In early 2020, they began thinking about adding portable restrooms. William put in a bid to provide units for a September rodeo event “just for the fun of it.” When they won the bid, the company bought a 2005 GMC 5500 with a FlowMark 300-gallon waste/150-gallon freshwater stainless steel slide-in tank and a Masport pump and 10 Armal portable restrooms. That’s when the company became Bagwell Smith Rolloff Service and Portable Toilets.

They knew nothing about the portable sanitation industry and relied heavily on Armal representative Sam Calleiro to answer numerous questions. Graham started pounding the pavement. “Being the hometown local boy, you keep your eye out for business, just out of habit,” he says. “And we got busier and busier and it turned into a full-time job.”

By early this year, the company had 300 Armal standard units, six Armal and Satellite Industries wheelchair-accessible units, seven Satellite hand-wash stations, a second vacuum truck, a 2019 Dodge with a 300-gallon waste/150-gallon freshwater Brenner tank and Masport pump mounted on a flatbed from CM Truck Beds.
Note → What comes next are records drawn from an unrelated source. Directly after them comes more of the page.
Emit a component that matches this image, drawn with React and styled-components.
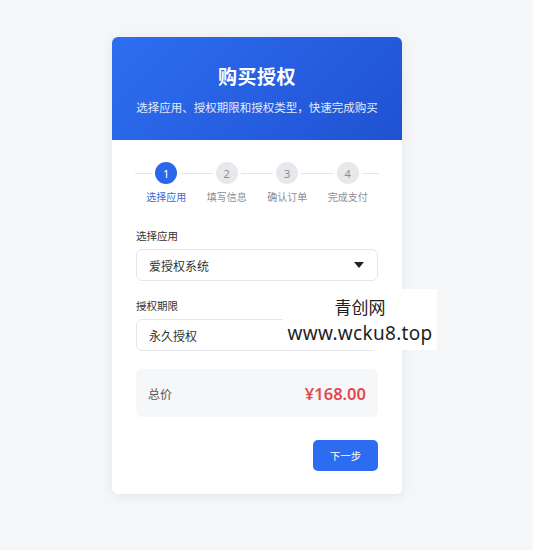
import React from "react";
import styled, { createGlobalStyle } from "styled-components";

const Global = createGlobalStyle`
  html, body { margin: 0; padding: 0; background: #f5f6f8; }
  body { font-family: "Noto Sans CJK SC", "Noto Sans", sans-serif; }
  * { box-sizing: border-box; }
`;

const Page = styled.div`
  position: relative;
  width: 533px;
  height: 550px;
  padding: 37px 0 0 112px;
`;

const Card = styled.div`
  width: 290px;
  background: #fff;
  border-radius: 6px;
  box-shadow: 0 2px 12px rgba(30, 40, 80, 0.08);
  overflow: hidden;
`;

const Header = styled.div`
  height: 103px;
  background: linear-gradient(135deg, #2e6ef1 0%, #1f52d2 100%);
  display: flex;
  flex-direction: column;
  align-items: center;
  justify-content: flex-start;
  padding-top: 24px;
  color: #fff;
`;

const Title = styled.div`
  font-size: 19px;
  font-weight: 700;
  line-height: 30px;
  letter-spacing: 0.5px;
`;

const Subtitle = styled.div`
  margin-top: 7px;
  font-size: 11.5px;
  line-height: 18px;
  color: #e3ebff;
`;

const Body = styled.div`
  padding: 22px 24px 23px;
`;

const Steps = styled.div`
  position: relative;
  display: grid;
  grid-template-columns: repeat(4, 1fr);
  &::before {
    content: "";
    position: absolute;
    left: -1px;
    right: -1px;
    top: 10.5px;
    height: 1px;
    background: #e3e5e9;
  }
`;

const Step = styled.div`
  position: relative;
  display: flex;
  flex-direction: column;
  align-items: center;
`;

const Dot = styled.div`
  width: 22px;
  height: 22px;
  border-radius: 50%;
  display: flex;
  align-items: center;
  justify-content: center;
  font-size: 11px;
  font-family: "Noto Sans", sans-serif;
  background: ${(p) => (p.$active ? "#2a67ea" : "#e6e8ec")};
  color: ${(p) => (p.$active ? "#fff" : "#8a8f98")};
  box-shadow: 0 0 0 3px #fff;
`;

const StepLabel = styled.div`
  margin-top: 7px;
  font-size: 10px;
  line-height: 12px;
  color: ${(p) => (p.$active ? "#3a6ad6" : "#8b8f96")};
`;

const Field = styled.div`
  margin-top: ${(p) => p.$mt}px;
`;

const Label = styled.div`
  font-size: 10.5px;
  line-height: 14px;
  color: #333;
  margin-bottom: 6px;
`;

const Box = styled.div`
  height: 32px;
  border: 1px solid #e4e6ea;
  border-radius: 6px;
  display: flex;
  align-items: center;
  justify-content: space-between;
  padding: 0 13px 0 12px;
  font-size: 12px;
  color: #333;
  background: #fff;
`;

const Caret = styled.span`
  width: 0;
  height: 0;
  border-left: 5px solid transparent;
  border-right: 5px solid transparent;
  border-top: 6px solid #222;
`;

const Total = styled.div`
  margin-top: 18px;
  height: 48px;
  background: #f6f7f9;
  border-radius: 6px;
  display: flex;
  align-items: center;
  justify-content: space-between;
  padding: 0 12px;
`;

const TotalLabel = styled.span`
  font-size: 12px;
  color: #555;
`;

const Price = styled.span`
  font-family: "Noto Sans", "Open Sans", sans-serif;
  font-size: 16.5px;
  font-weight: 600;
  color: #e4484f;
`;

const Actions = styled.div`
  margin-top: 23px;
  display: flex;
  justify-content: flex-end;
`;

const Button = styled.button`
  width: 65px;
  height: 31px;
  border: none;
  border-radius: 5px;
  background: #2b6cf0;
  color: #fff;
  font-family: "Noto Sans CJK SC", sans-serif;
  font-size: 10.5px;
  cursor: pointer;
`;

const Watermark = styled.div`
  position: absolute;
  left: 283px;
  top: 289px;
  width: 154px;
  height: 61px;
  background: #fff;
  display: flex;
  flex-direction: column;
  align-items: center;
  justify-content: center;
  color: #1f1f1f;
  font-family: "Noto Sans CJK SC", "Noto Sans", sans-serif;
  line-height: 26px;
`;

const WmTitle = styled.span`
  font-size: 17px;
`;

const WmUrl = styled.span`
  font-family: "Noto Sans", sans-serif;
  font-size: 19px;
  letter-spacing: 0.3px;
`;

const steps = ["选择应用", "填写信息", "确认订单", "完成支付"];

export default function App() {
  return (
    <Page>
      <Global />
      <Card>
        <Header>
          <Title>购买授权</Title>
          <Subtitle>选择应用、授权期限和授权类型，快速完成购买</Subtitle>
        </Header>
        <Body>
          <Steps>
            {steps.map((s, i) => (
              <Step key={s}>
                <Dot $active={i === 0}>{i + 1}</Dot>
                <StepLabel $active={i === 0}>{s}</StepLabel>
              </Step>
            ))}
          </Steps>
          <Field $mt={26}>
            <Label>选择应用</Label>
            <Box>
              <span>爱授权系统</span>
              <Caret />
            </Box>
          </Field>
          <Field $mt={18}>
            <Label>授权期限</Label>
            <Box>
              <span>永久授权</span>
            </Box>
          </Field>
          <Total>
            <TotalLabel>总价</TotalLabel>
            <Price>¥168.00</Price>
          </Total>
          <Actions>
            <Button>下一步</Button>
          </Actions>
        </Body>
      </Card>
      <Watermark>
        <WmTitle>青创网</WmTitle>
        <WmUrl>www.wcku8.top</WmUrl>
      </Watermark>
    </Page>
  );
}
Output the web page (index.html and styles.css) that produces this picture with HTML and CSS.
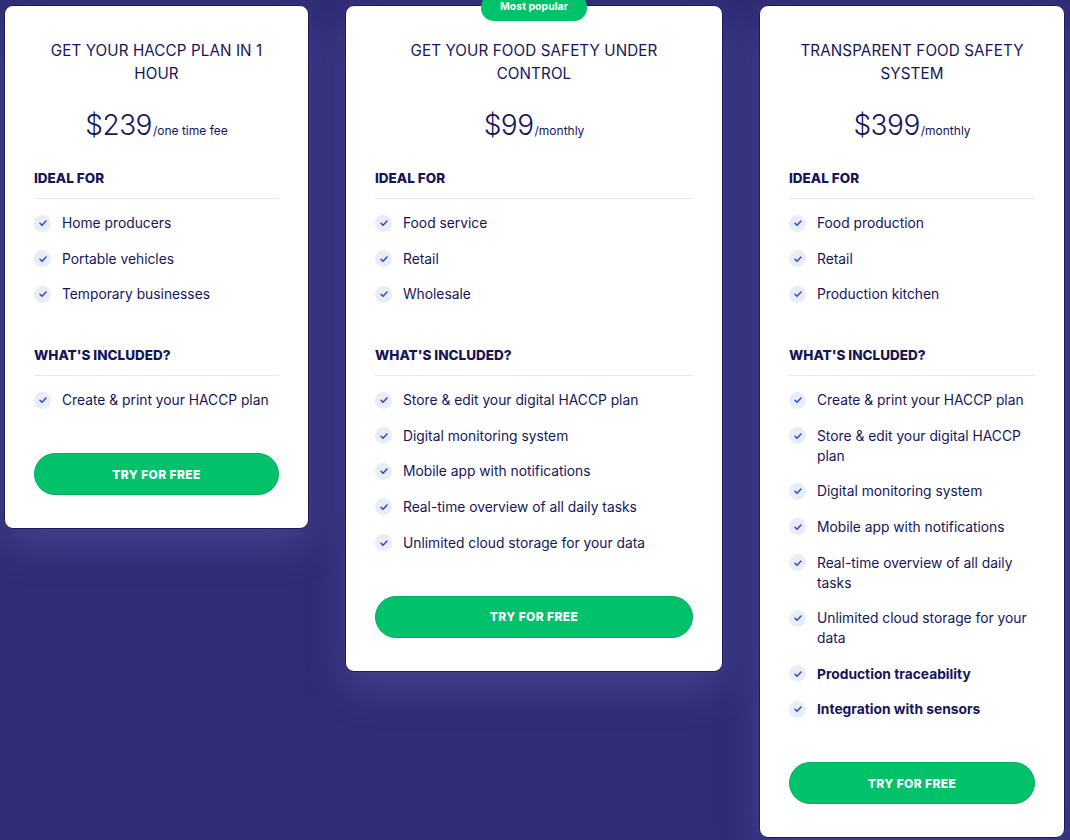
FILE: index.html
```html
<!DOCTYPE html>
<html lang="en">
<head>
<meta charset="utf-8">
<title>Pricing</title>
<link rel="stylesheet" href="styles.css">
</head>
<body>
<main class="plans">
  <section class="card card-basic">
    <h2 class="title">GET YOUR HACCP PLAN IN 1 HOUR</h2>
    <p class="price"><span class="amount">$239</span><span class="period">/one time fee</span></p>
    <h3 class="section-head">IDEAL FOR</h3>
    <ul class="list">
      <li><span class="check"><svg viewBox="0 0 16 16"><path d="M5 8.3l2 2 4-4.3"/></svg></span><span>Home producers</span></li>
      <li><span class="check"><svg viewBox="0 0 16 16"><path d="M5 8.3l2 2 4-4.3"/></svg></span><span>Portable vehicles</span></li>
      <li><span class="check"><svg viewBox="0 0 16 16"><path d="M5 8.3l2 2 4-4.3"/></svg></span><span>Temporary businesses</span></li>
    </ul>
    <h3 class="section-head spaced">WHAT'S INCLUDED?</h3>
    <ul class="list">
      <li><span class="check"><svg viewBox="0 0 16 16"><path d="M5 8.3l2 2 4-4.3"/></svg></span><span>Create &amp; print your HACCP plan</span></li>
    </ul>
    <a class="btn" href="#">TRY FOR FREE</a>
  </section>

  <section class="card card-popular">
    <span class="badge">Most popular</span>
    <h2 class="title">GET YOUR FOOD SAFETY UNDER CONTROL</h2>
    <p class="price"><span class="amount">$99</span><span class="period">/monthly</span></p>
    <h3 class="section-head">IDEAL FOR</h3>
    <ul class="list">
      <li><span class="check"><svg viewBox="0 0 16 16"><path d="M5 8.3l2 2 4-4.3"/></svg></span><span>Food service</span></li>
      <li><span class="check"><svg viewBox="0 0 16 16"><path d="M5 8.3l2 2 4-4.3"/></svg></span><span>Retail</span></li>
      <li><span class="check"><svg viewBox="0 0 16 16"><path d="M5 8.3l2 2 4-4.3"/></svg></span><span>Wholesale</span></li>
    </ul>
    <h3 class="section-head spaced">WHAT'S INCLUDED?</h3>
    <ul class="list">
      <li><span class="check"><svg viewBox="0 0 16 16"><path d="M5 8.3l2 2 4-4.3"/></svg></span><span>Store &amp; edit your digital HACCP plan</span></li>
      <li><span class="check"><svg viewBox="0 0 16 16"><path d="M5 8.3l2 2 4-4.3"/></svg></span><span>Digital monitoring system</span></li>
      <li><span class="check"><svg viewBox="0 0 16 16"><path d="M5 8.3l2 2 4-4.3"/></svg></span><span>Mobile app with notifications</span></li>
      <li><span class="check"><svg viewBox="0 0 16 16"><path d="M5 8.3l2 2 4-4.3"/></svg></span><span>Real-time overview of all daily tasks</span></li>
      <li><span class="check"><svg viewBox="0 0 16 16"><path d="M5 8.3l2 2 4-4.3"/></svg></span><span>Unlimited cloud storage for your data</span></li>
    </ul>
    <a class="btn" href="#">TRY FOR FREE</a>
  </section>

  <section class="card card-pro">
    <h2 class="title">TRANSPARENT FOOD SAFETY SYSTEM</h2>
    <p class="price"><span class="amount">$399</span><span class="period">/monthly</span></p>
    <h3 class="section-head">IDEAL FOR</h3>
    <ul class="list">
      <li><span class="check"><svg viewBox="0 0 16 16"><path d="M5 8.3l2 2 4-4.3"/></svg></span><span>Food production</span></li>
      <li><span class="check"><svg viewBox="0 0 16 16"><path d="M5 8.3l2 2 4-4.3"/></svg></span><span>Retail</span></li>
      <li><span class="check"><svg viewBox="0 0 16 16"><path d="M5 8.3l2 2 4-4.3"/></svg></span><span>Production kitchen</span></li>
    </ul>
    <h3 class="section-head spaced">WHAT'S INCLUDED?</h3>
    <ul class="list">
      <li><span class="check"><svg viewBox="0 0 16 16"><path d="M5 8.3l2 2 4-4.3"/></svg></span><span>Create &amp; print your HACCP plan</span></li>
      <li><span class="check"><svg viewBox="0 0 16 16"><path d="M5 8.3l2 2 4-4.3"/></svg></span><span>Store &amp; edit your digital HACCP plan</span></li>
      <li><span class="check"><svg viewBox="0 0 16 16"><path d="M5 8.3l2 2 4-4.3"/></svg></span><span>Digital monitoring system</span></li>
      <li><span class="check"><svg viewBox="0 0 16 16"><path d="M5 8.3l2 2 4-4.3"/></svg></span><span>Mobile app with notifications</span></li>
      <li><span class="check"><svg viewBox="0 0 16 16"><path d="M5 8.3l2 2 4-4.3"/></svg></span><span>Real-time overview of all daily tasks</span></li>
      <li><span class="check"><svg viewBox="0 0 16 16"><path d="M5 8.3l2 2 4-4.3"/></svg></span><span>Unlimited cloud storage for your data</span></li>
      <li class="strong"><span class="check"><svg viewBox="0 0 16 16"><path d="M5 8.3l2 2 4-4.3"/></svg></span><span>Production traceability</span></li>
      <li class="strong"><span class="check"><svg viewBox="0 0 16 16"><path d="M5 8.3l2 2 4-4.3"/></svg></span><span>Integration with sensors</span></li>
    </ul>
    <a class="btn" href="#">TRY FOR FREE</a>
  </section>
</main>
</body>
</html>
```
FILE: styles.css
```css
* { box-sizing: border-box; }

html, body {
  margin: 0;
  height: 100%;
}

body {
  background: #302d76;
  font-family: "Inter", "Roboto", "Liberation Sans", sans-serif;
  color: #16155a;
  overflow: hidden;
}

.plans {
  display: grid;
  grid-template-columns: 305px 378px 306px;
  column-gap: 36px;
  align-items: start;
  padding: 5px 0 0 4px;
}

.card {
  position: relative;
  background: #ffffff;
  border: 1px solid #1d1a5c;
  border-radius: 9px;
  padding: 33px 29px 33px;
  display: flex;
  flex-direction: column;
  box-shadow: 0 18px 40px rgba(140, 130, 230, 0.22);
}

.badge {
  position: absolute;
  top: -12px;
  left: 50%;
  transform: translateX(-50%);
  width: 106px;
  height: 27px;
  padding-top: 6px;
  border-radius: 13px;
  background: #00c26b;
  color: #ffffff;
  font-size: 10.5px;
  font-weight: 700;
  text-align: center;
  line-height: 14px;
}

.title {
  margin: 0;
  padding: 0 8px;
  text-align: center;
  font-size: 15.2px;
  line-height: 23px;
  font-weight: 400;
  letter-spacing: 0.1px;
}

.price {
  margin: 20px 0 0;
  text-align: center;
  line-height: 40px;
  white-space: nowrap;
}

.amount {
  font-size: 28px;
  font-weight: 300;
  letter-spacing: -0.5px;
}

.period {
  font-size: 12px;
  margin-left: 1px;
}

.section-head {
  margin: 17px 0 0;
  padding-bottom: 10px;
  border-bottom: 1px solid #e7e7ee;
  font-size: 13.5px;
  line-height: 20px;
  font-weight: 800;
}

.section-head.spaced {
  margin-top: 41px;
}

.list {
  list-style: none;
  margin: 14px 0 0;
  padding: 0;
  display: flex;
  flex-direction: column;
  gap: 15.6px;
}

.list li {
  display: flex;
  align-items: flex-start;
  gap: 11px;
  font-size: 13.8px;
  line-height: 20px;
}

.list li.strong {
  font-weight: 700;
}

.check {
  flex: none;
  width: 17px;
  height: 17px;
  margin-top: 1.5px;
  border-radius: 50%;
  background: #e9edf8;
  display: flex;
  align-items: center;
  justify-content: center;
}

.check svg {
  width: 16px;
  height: 16px;
  fill: none;
  stroke: #2a52cf;
  stroke-width: 1.6;
  stroke-linecap: round;
  stroke-linejoin: round;
}

.btn {
  margin-top: 43px;
  height: 42px;
  border-radius: 21px;
  background: #01c16b;
  border: 1px solid #0aae60;
  color: #ffffff;
  text-decoration: none;
  font-size: 12px;
  font-weight: 800;
  letter-spacing: 0.4px;
  display: flex;
  align-items: center;
  justify-content: center;
}
```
They also have a third truck, carrying a 600-gallon waste/300-gallon freshwater stainless steel slide-in tank and Masport pump from Satellite Vacuum Trucks.

William and Graham handled everything for about a year until they hired a route driver, Derek Pierce. And when William’s other son, Denton, wrapped up his job in 2022 he also joined the company.

Licensing was an unexpected issue that caused a delay in getting started. “We thought we’d be licensed because of the roll-off business,” William says, “but that wasn’t the case. So we had to stop and do all that.” They got the bad news from the water treatment plant they visited. So Graham went down to the Georgia Department of Public Health to get a permit, only to get more bad news — that they first had to learn the rules, pass a test and have the vehicle inspected.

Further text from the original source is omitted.